= Task objective =
Check every line below for the word "styles" and copy the ones that have it.

** Start of Data shown **

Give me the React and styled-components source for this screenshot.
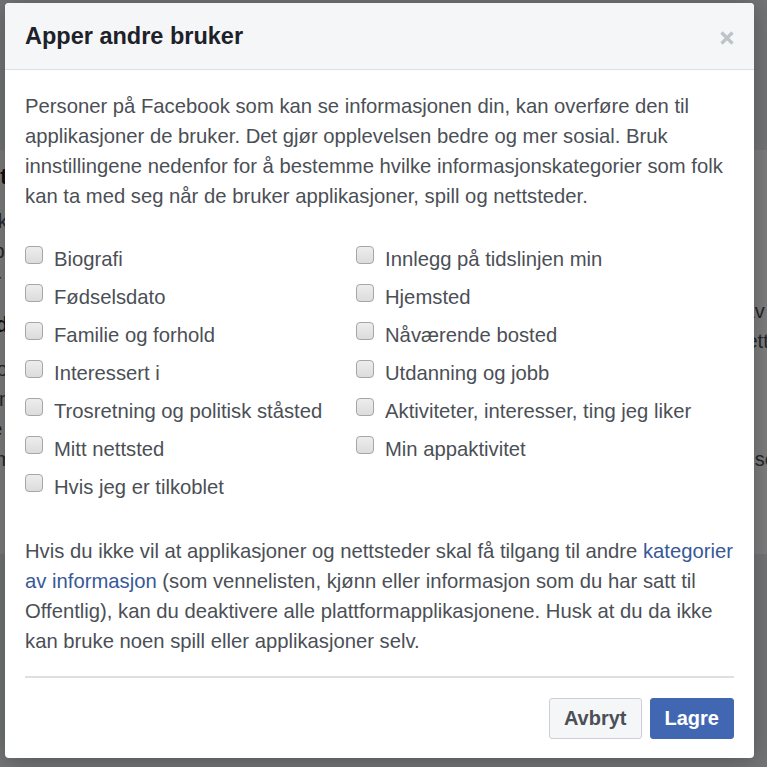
import styled, { createGlobalStyle } from "styled-components"

const Global = createGlobalStyle`
    html, body {
        margin:0;
        padding:0;
        width:767px;
        height:767px;
        overflow:hidden;
        font-family: "Liberation Sans", Arial, sans-serif;
    }
`

const Screen = styled.div`
    position:relative;
    width:767px;
    height:767px;
    overflow:hidden;
    background-color:#e9ebee;
`

const Page = styled.div`
    display:grid;
    grid-template-columns: 420px 480px;
    gap:20px;
    margin-left:-120px;
    padding-top:150px;
`

const Card = styled.div`
    background-color:white;
    padding:12px 20px 20px;
    display:flex;
    flex-direction:column;
    gap:14px;
    color:#4b4f56;
    font-size:20px;
    line-height:30px;
`

const CardTitle = styled.div`
    font-weight:bold;
    color:#1d2129;
    font-size:22px;
`

const Overlay = styled.div`
    position:absolute;
    inset:0;
    background-color:rgba(0,0,0,0.5);
`

const Dialog = styled.div`
    position:absolute;
    left:5px;
    top:3px;
    width:749px;
    background-color:white;
    border-radius:4px;
    box-shadow:0 2px 26px rgba(0,0,0,.3);
    overflow:hidden;
`

const Header = styled.div`
    height:66px;
    background-color:#f5f6f7;
    border-bottom:1px solid #dddfe2;
    display:flex;
    align-items:center;
    justify-content:space-between;
    padding:0 20px;
`

const Title = styled.h2`
    margin:0;
    font-size:23.5px;
    font-weight:bold;
    color:#1d2129;
`

const Close = styled.div`
    width:18px;
    height:18px;
    display:flex;
    align-items:center;
    justify-content:center;
    margin-right:-2px;
    margin-top:4px;
    cursor:pointer;
`

const Body = styled.div`
    padding:21px 20px 19px;
    color:#4b4f56;
    font-size:20.25px;
    line-height:30px;
`

const Text = styled.p`
    margin:0;
`

const Link = styled.a`
    color:#385898;
    text-decoration:none;
`

const Options = styled.div`
    display:grid;
    grid-template-columns: 331px 1fr;
    grid-auto-flow:column;
    grid-template-rows: repeat(7, 38px);
    margin:29px 0 30px;
`

const Option = styled.label`
    display:flex;
    align-items:center;
    gap:11px;
    height:38px;
    white-space:nowrap;
`

const Box = styled.span`
    width:18px;
    height:18px;
    box-sizing:border-box;
    border:1px solid #a6a6a6;
    border-radius:4px;
    background:linear-gradient(#ededed, #dcdcdc);
    margin-top:-9px;
    flex-shrink:0;
`

const Divider = styled.div`
    height:2px;
    background-color:#dddfe2;
    margin:20px 0 20px;
`

const Buttons = styled.div`
    display:flex;
    justify-content:flex-end;
    gap:8px;
`

const Button = styled.button`
    height:41px;
    padding:0 14px;
    font-family:"Liberation Sans", Arial, sans-serif;
    font-size:20px;
    font-weight:bold;
    border-radius:3px;
    border:1px solid ${props => props.primary ? "#4267b2" : "#ccd0d5"};
    background-color:${props => props.primary ? "#4267b2" : "#f5f6f7"};
    color:${props => props.primary ? "white" : "#4b4f56"};
    cursor:pointer;
`

const left = [
    "Biografi",
    "Fødselsdato",
    "Familie og forhold",
    "Interessert i",
    "Trosretning og politisk ståsted",
    "Mitt nettsted",
    "Hvis jeg er tilkoblet",
]

const right = [
    "Innlegg på tidslinjen min",
    "Hjemsted",
    "Nåværende bosted",
    "Utdanning og jobb",
    "Aktiviteter, interesser, ting jeg liker",
    "Min appaktivitet",
]

export default () => {
    return (
        <Screen>
            <Global/>
            <Page>
                <Card>
                    <CardTitle>Apper, nettsteder og spill</CardTitle>
                    <div>Du kan bruke Facebook-kontoen din til å logge på apper, nettsteder og spill. Administrer hvilke apper som har tilgang.</div>
                    <CardTitle>Apper andre bruker</CardTitle>
                    <div>Personer som kan se informasjonen din, kan ta den med seg når de bruker apper. Bruk denne innstillingen for å kontrollere hvilke informasjonskategorier folk kan ta med.</div>
                </Card>
                <Card>
                    <CardTitle>Gamle versjoner av Facebook for mobil</CardTitle>
                    <div>Denne innstillingen styrer personvernet for ting du legger ut med gamle Facebook-apper for mobil som ikke har den innebygde publikumsvelgeren, f.eks. utdaterte versjoner av Facebook for BlackBerry. Du kan ikke endre dette i appen selv.</div>
                    <CardTitle>Instant Personalization</CardTitle>
                    <div>Lar partnernettsteder tilby en tilpasset opplevelse med deres innebygd publikumsvelger, f.eks. utdaterte versjoner.</div>
                </Card>
            </Page>
            <Overlay/>
            <Dialog>
                <Header>
                    <Title>Apper andre bruker</Title>
                    <Close>
                        <svg width="16" height="16" viewBox="0 0 16 16">
                            <path d="M2.5 2.5 L13.5 13.5 M13.5 2.5 L2.5 13.5" stroke="#bec3c9" strokeWidth="3.2"/>
                        </svg>
                    </Close>
                </Header>
                <Body>
                    <Text>
                        Personer på Facebook som kan se informasjonen din, kan overføre den til applikasjoner de bruker. Det gjør opplevelsen bedre og mer sosial. Bruk innstillingene nedenfor for å bestemme hvilke informasjonskategorier som folk kan ta med seg når de bruker applikasjoner, spill og nettsteder.
                    </Text>
                    <Options>
                        {left.map((l) =>
                            <Option key={l}><Box/>{l}</Option>
                        )}
                        {right.map((r) =>
                            <Option key={r}><Box/>{r}</Option>
                        )}
                    </Options>
                    <Text>
                        Hvis du ikke vil at applikasjoner og nettsteder skal få tilgang til andre <Link href="#">kategorier av informasjon</Link> (som vennelisten, kjønn eller informasjon som du har satt til Offentlig), kan du deaktivere alle plattformapplikasjonene. Husk at du da ikke kan bruke noen spill eller applikasjoner selv.
                    </Text>
                    <Divider/>
                    <Buttons>
                        <Button>Avbryt</Button>
                        <Button primary>Lagre</Button>
                    </Buttons>
                </Body>
            </Dialog>
        </Screen>
    )
}
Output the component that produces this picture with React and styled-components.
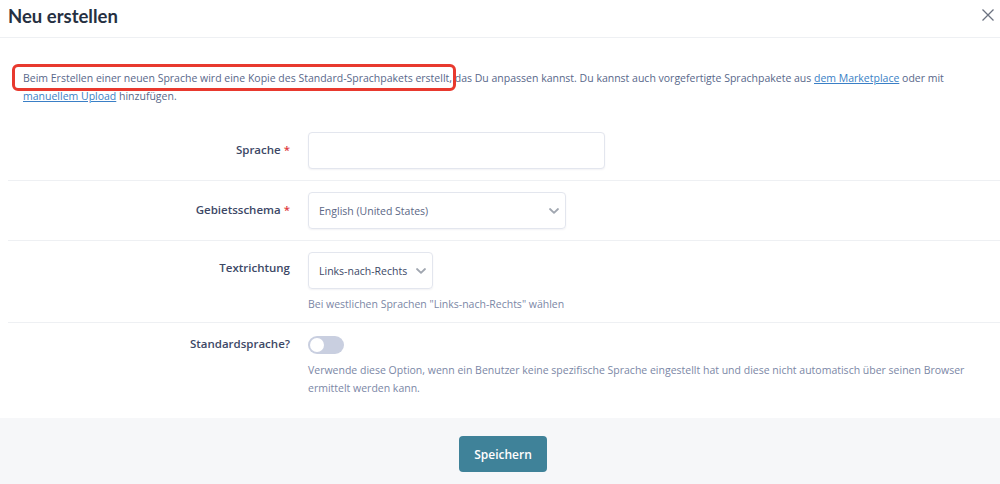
import styled, { createGlobalStyle } from "styled-components";
import { useState } from "react";

const GlobalStyle = createGlobalStyle`
  body {
    margin: 0;
    background: #ffffff;
    font-family: "Open Sans", "Noto Sans", sans-serif;
  }
`;

const Modal = styled.div`
  width: 1000px;
  height: 484px;
  background: #ffffff;
  display: flex;
  flex-direction: column;
  overflow: hidden;
`;

const Header = styled.div`
  display: flex;
  align-items: center;
  justify-content: space-between;
  height: 38px;
  padding: 0 5px 0 8px;
  border-bottom: 1px solid #eef0f3;
  box-sizing: border-box;
`;

const Title = styled.h1`
  margin: 0;
  margin-top: -5px;
  font-family: "Lato", "Open Sans", sans-serif;
  font-size: 18.5px;
  font-weight: 700;
  color: #263042;
`;

const Close = styled.button`
  border: none;
  background: none;
  padding: 0;
  margin-top: -8px;
  cursor: pointer;
  display: flex;
`;

const Body = styled.div`
  flex: 1;
  padding: 0 0 0 8px;
`;

const Intro = styled.p`
  margin: 31px 0 16px 15px;
  font-size: 10.5px;
  line-height: 18px;
  color: #58678a;
  width: 930px;
`;

const Marked = styled.span`
  position: relative;

  &:after {
    content: "";
    position: absolute;
    left: -11px;
    right: -4px;
    top: -7px;
    bottom: -6px;
    border: 3px solid #e8392e;
    border-radius: 6px;
    pointer-events: none;
  }
`;

const Link = styled.a`
  color: #3a7fc6;
  text-decoration: underline;
`;

const Row = styled.div`
  display: grid;
  grid-template-columns: 282px 1fr;
  column-gap: 18px;
  padding: ${(props) => props.pad || "11px 0"};
  border-bottom: ${(props) => (props.last ? "none" : "1px solid #eef0f3")};
`;

const Label = styled.label`
  text-align: right;
  font-size: 11.5px;
  font-weight: 600;
  color: #3d4866;
  padding-top: ${(props) => props.top || "10px"};
`;

const Req = styled.span`
  color: #e0393e;
  margin-left: 3px;
`;

const Field = styled.div`
  display: flex;
  flex-direction: column;
  align-items: flex-start;
`;

const Input = styled.input`
  width: 297px;
  height: 37px;
  box-sizing: border-box;
  border: 1px solid #e3e6ee;
  border-radius: 4px;
  box-shadow: 0 1px 2px rgba(30, 40, 80, 0.06);
  font-family: inherit;
  outline: none;
`;

const SelectBox = styled.div`
  display: flex;
  align-items: center;
  justify-content: space-between;
  width: ${(props) => props.w}px;
  height: 37px;
  box-sizing: border-box;
  padding: 0 5px 0 10px;
  border: 1px solid #e3e6ee;
  border-radius: 4px;
  box-shadow: 0 1px 2px rgba(30, 40, 80, 0.06);
  font-size: 10.5px;
  color: ${(props) => (props.dark ? "#3d4866" : "#5b6785")};
`;

const Help = styled.div`
  margin-top: ${(props) => props.mt || "6px"};
  font-size: 10.5px;
  line-height: 18px;
  color: #7b87a6;
  max-width: ${(props) => props.mw || "none"};
`;

const Toggle = styled.button`
  position: relative;
  width: 36px;
  height: 18px;
  border: none;
  border-radius: 9px;
  background: ${(props) => (props.on ? "#3f8299" : "#c9cfe0")};
  cursor: pointer;
  padding: 0;

  &:after {
    content: "";
    position: absolute;
    top: 2px;
    left: ${(props) => (props.on ? "20px" : "2px")};
    width: 14px;
    height: 14px;
    border-radius: 50%;
    background: #ffffff;
  }
`;

const Footer = styled.div`
  height: 66px;
  box-sizing: border-box;
  padding: 18px 0 0 6px;
  background: #f6f7f9;
  display: flex;
  align-items: flex-start;
  justify-content: center;
`;

const SaveButton = styled.button`
  width: 88px;
  height: 36px;
  border: none;
  border-radius: 4px;
  background: #3f8299;
  color: #ffffff;
  font-family: inherit;
  font-size: 12px;
  font-weight: 600;
  cursor: pointer;
`;

const Chevron = () => (
  <svg width="12" height="8" viewBox="0 0 12 8" fill="none" stroke="#a0a6b0" strokeWidth="1.8" strokeLinecap="round" strokeLinejoin="round">
    <path d="M2 2l4 3.8L10 2" />
  </svg>
);

function App() {
  const [isDefault, setIsDefault] = useState(false);

  return (
    <Modal>
      <GlobalStyle />
      <Header>
        <Title>Neu erstellen</Title>
        <Close aria-label="Schließen">
          <svg width="14" height="14" viewBox="0 0 14 14" stroke="#6b7280" strokeWidth="1.3">
            <path d="M1.5 1.5l11 11M12.5 1.5l-11 11" />
          </svg>
        </Close>
      </Header>
      <Body>
        <Intro>
          <Marked>Beim Erstellen einer neuen Sprache wird eine Kopie des Standard-Sprachpakets erstellt,</Marked> das Du anpassen kannst. Du kannst auch vorgefertigte Sprachpakete aus <Link href="#">dem Marketplace</Link> oder mit <Link href="#">manuellem Upload</Link> hinzufügen.
        </Intro>

        <Row>
          <Label>
            Sprache<Req>*</Req>
          </Label>
          <Field>
            <Input type="text" />
          </Field>
        </Row>

        <Row>
          <Label>
            Gebietsschema<Req>*</Req>
          </Label>
          <Field>
            <SelectBox w={258}>
              English (United States)
              <Chevron />
            </SelectBox>
          </Field>
        </Row>

        <Row pad="11px 0 9px">
          <Label top="8px">Textrichtung</Label>
          <Field>
            <SelectBox w={125} dark>
              Links-nach-Rechts
              <Chevron />
            </SelectBox>
            <Help>Bei westlichen Sprachen "Links-nach-Rechts" wählen</Help>
          </Field>
        </Row>

        <Row pad="13px 0 18px" last>
          <Label top="0px">Standardsprache?</Label>
          <Field>
            <Toggle on={isDefault} onClick={() => setIsDefault(!isDefault)} />
            <Help mt="7px" mw="660px">
              Verwende diese Option, wenn ein Benutzer keine spezifische Sprache eingestellt hat und diese nicht automatisch über seinen Browser ermittelt werden kann.
            </Help>
          </Field>
        </Row>
      </Body>
      <Footer>
        <SaveButton>Speichern</SaveButton>
      </Footer>
    </Modal>
  );
}

export default App;
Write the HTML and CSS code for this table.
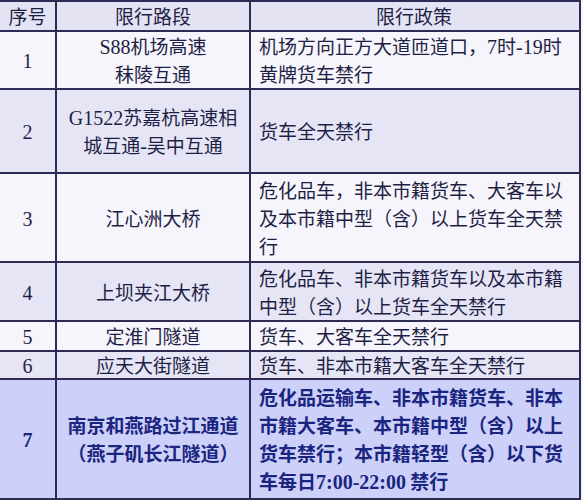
FILE: index.html
```html
<!DOCTYPE html>
<html lang="zh-CN">
<head>
<meta charset="utf-8">
<link rel="stylesheet" href="styles.css">
</head>
<body>
<table class="tbl">
  <colgroup>
    <col class="c-no">
    <col class="c-road">
    <col class="c-policy">
  </colgroup>
  <tr class="head r-h">
    <td class="no">序号</td>
    <td class="road">限行路段</td>
    <td class="policy center">限行政策</td>
  </tr>
  <tr class="odd r1">
    <td class="no"><span class="num">1</span></td>
    <td class="road"><span class="num">S88</span>机场高速<br>秣陵互通</td>
    <td class="policy">机场方向正方大道匝道口，<span class="num">7</span>时<span class="num">-19</span>时黄牌货车禁行</td>
  </tr>
  <tr class="even r2">
    <td class="no"><span class="num">2</span></td>
    <td class="road"><span class="num">G1522</span>苏嘉杭高速相<br>城互通<span class="num">-</span>吴中互通</td>
    <td class="policy">货车全天禁行</td>
  </tr>
  <tr class="odd r3">
    <td class="no"><span class="num">3</span></td>
    <td class="road">江心洲大桥</td>
    <td class="policy">危化品车，非本市籍货车、大客车以及本市籍中型（含）以上货车全天禁行</td>
  </tr>
  <tr class="even r4">
    <td class="no"><span class="num">4</span></td>
    <td class="road">上坝夹江大桥</td>
    <td class="policy">危化品车、非本市籍货车以及本市籍中型（含）以上货车全天禁行</td>
  </tr>
  <tr class="odd r5">
    <td class="no"><span class="num">5</span></td>
    <td class="road">定淮门隧道</td>
    <td class="policy">货车、大客车全天禁行</td>
  </tr>
  <tr class="even r6">
    <td class="no"><span class="num">6</span></td>
    <td class="road">应天大街隧道</td>
    <td class="policy">货车、非本市籍大客车全天禁行</td>
  </tr>
  <tr class="hl r7">
    <td class="no"><span class="num">7</span></td>
    <td class="road">南京和燕路过江通道<br>（燕子矶长江隧道）</td>
    <td class="policy">危化品运输车、非本市籍货车、非本市籍大客车、本市籍中型（含）以上货车禁行；本市籍轻型（含）以下货车每日<span class="num">7:00-22:00</span> 禁行</td>
  </tr>
</table>
</body>
</html>
```

FILE: styles.css
```css
html, body {
  margin: 0;
  padding: 0;
  background: #f3f3fa;
}
body {
  overflow: hidden;
  width: 583px;
  height: 500px;
}
.tbl {
  border-collapse: collapse;
  table-layout: fixed;
  width: 581px;
  margin-left: -2px;
  font-family: "Noto Sans CJK SC", "Noto Sans", sans-serif;
  font-size: 19px;
  line-height: 28px;
  color: #1f1f45;
}
.c-no { width: 57px; }
.c-road { width: 194px; }
.c-policy { width: 330px; }
.tbl td {
  border: 2px solid #2c2c55;
  padding: 0;
  vertical-align: middle;
}
.no, .road, .center { text-align: center; }
.policy { text-align: left; padding: 0 10px 0 8px !important; }
.policy.center { text-align: center; }
.num {
  font-family: "Liberation Serif", "Times New Roman", serif;
  font-size: 20px;
  line-height: 1;
}
.head td { background: #e3e3f3; line-height: 26px; }
.odd td { background: #f5f5fb; }
.even td { background: #e5e5f5; }
.hl td {
  background: #cdd0f8;
  color: #1a2580;
  font-weight: bold;
  line-height: 28px;
}
.r-h { height: 30px; }
.r1 { height: 58px; }
.r2 { height: 84px; }
.r3 { height: 89px; }
.r4 { height: 59px; }
.r5 { height: 30px; }
.r6 { height: 28px; }
.r7 { height: 120px; }
.r5 td, .r6 td { line-height: 24px; }
```
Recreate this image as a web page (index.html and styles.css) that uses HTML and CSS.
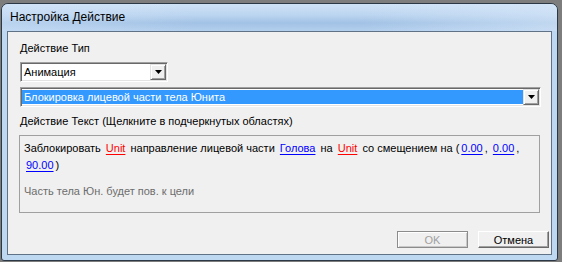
FILE: index.html
```html
<!DOCTYPE html>
<html lang="ru">
<head>
    <meta charset="UTF-8">
    <title>Настройка Действие</title>
    <link rel="stylesheet" href="styles.css">
</head>
<body>
    <div class="window">
        <div class="titlebar">Настройка Действие</div>

        <div class="client">
            <div class="field-label">Действие Тип</div>
            <div class="combo combo-type">
                <span class="combo-value">Анимация</span>
                <span class="combo-btn">
                    <svg width="7" height="4" viewBox="0 0 7 4"><polygon points="0,0 7,0 3.5,4" fill="#000"/></svg>
                </span>
            </div>

            <div class="combo combo-action">
                <span class="combo-value selected">Блокировка лицевой части тела Юнита</span>
                <span class="combo-btn">
                    <svg width="7" height="4" viewBox="0 0 7 4"><polygon points="0,0 7,0 3.5,4" fill="#000"/></svg>
                </span>
            </div>

            <div class="field-label label-text">Действие Текст (Щелкните в подчеркнутых областях)</div>
            <div class="text-box">
                <p class="action-text">Заблокировать <a class="link red">Unit</a> направление лицевой части <a class="link">Голова</a> на <a class="link red">Unit</a> со смещением на (<a class="link">0.00</a>, <a class="link">0.00</a>, <a class="link">90.00</a>)</p>
                <p class="hint">Часть тела Юн. будет пов. к цели</p>
            </div>

            <div class="buttons">
                <button class="btn" disabled>OK</button>
                <button class="btn">Отмена</button>
            </div>
        </div>
    </div>
</body>
</html>
```

FILE: styles.css
```css
body {
    margin: 0;
    background: #7d7d7d;
    font-family: "Liberation Sans", Arial, sans-serif;
    font-size: 11px;
    color: #000;
}

.window {
    margin: 3px 0 0 1px;
    width: 557px;
    height: 258px;
    box-sizing: border-box;
    border: 1px solid #2c3845;
    border-radius: 7px 7px 3px 3px;
    background: #bfd8f2;
    display: flex;
    flex-direction: column;
}

.titlebar {
    height: 27px;
    line-height: 26px;
    padding-left: 8px;
    font-size: 12px;
    border-radius: 6px 6px 0 0;
    background:
        linear-gradient(to right, rgba(210, 228, 248, 0.5), rgba(170, 200, 232, 0) 35%, rgba(170, 200, 232, 0) 65%, rgba(214, 230, 248, 0.6)),
        linear-gradient(to bottom, #cfe2f6 0%, #bcd5f0 40%, #a2c2e5 70%, #b3cfee 100%);
}

.client {
    flex: 1;
    margin: 0 5px 5px;
    border: 1px solid #5f7286;
    background: #f0f0f0;
    padding: 10px 0 6px 12px;
    display: flex;
    flex-direction: column;
    align-items: flex-start;
}

.field-label {
    line-height: 13px;
}

.combo {
    display: flex;
    height: 20px;
    box-sizing: border-box;
    border: 1px solid;
    border-color: #a0a0a0 #fff #fff #a0a0a0;
    box-shadow: inset 1px 1px #696969, inset -1px -1px #e3e3e3;
    background: #fff;
    padding: 1px;
}

.combo-type {
    margin-top: 7px;
    width: 148px;
}

.combo-action {
    margin-top: 5px;
    width: 521px;
}

.combo-value {
    flex: 1;
    line-height: 14px;
    padding-left: 2px;
    margin: 1px 0;
}

.combo-value.selected {
    background: #3399ff;
    color: #fff;
}

.combo-btn {
    width: 16px;
    box-sizing: border-box;
    border: 1px solid;
    border-color: #e3e3e3 #696969 #696969 #e3e3e3;
    box-shadow: inset 1px 1px #fff, inset -1px -1px #a0a0a0;
    background: #f0f0f0;
    display: flex;
    align-items: center;
    justify-content: center;
}

.label-text {
    margin-top: 8px;
}

.text-box {
    margin: 7px 0 0 -1px;
    width: 521px;
    height: 78px;
    box-sizing: border-box;
    border: 1px solid #a0a0a0;
    padding: 4px 4px 0;
}

.action-text {
    margin: 0;
    line-height: 17px;
}

.link {
    color: #0000ff;
    margin: 0 2px;
    text-decoration: underline;
    text-underline-offset: 2px;
}

.link.red {
    color: #ff0000;
}

.hint {
    margin: 9px 0 0;
    line-height: 17px;
    color: #6d6d6d;
}

.buttons {
    margin-top: auto;
    align-self: flex-end;
    display: flex;
    gap: 10px;
    padding-right: 2px;
}

.btn {
    width: 71px;
    height: 17px;
    padding: 0;
    font-family: inherit;
    font-size: 11px;
    background: #f0f0f0;
    border: 1px solid;
    border-color: #fff #696969 #696969 #fff;
    box-shadow: inset -1px -1px #a0a0a0;
    color: #000;
}

.btn:disabled {
    color: #a0a0a0;
    border-color: #8c8c8c;
    box-shadow: inset 1px 1px #fff, inset -1px -1px #c8c8c8;
}
```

** End of Data shown **

= Problem solution =
<link rel="stylesheet" href="styles.css">
FILE: styles.css
Recreate this image as a web page (index.html and styles.css) that uses HTML and CSS.
    <link rel="stylesheet" href="styles.css">
FILE: styles.css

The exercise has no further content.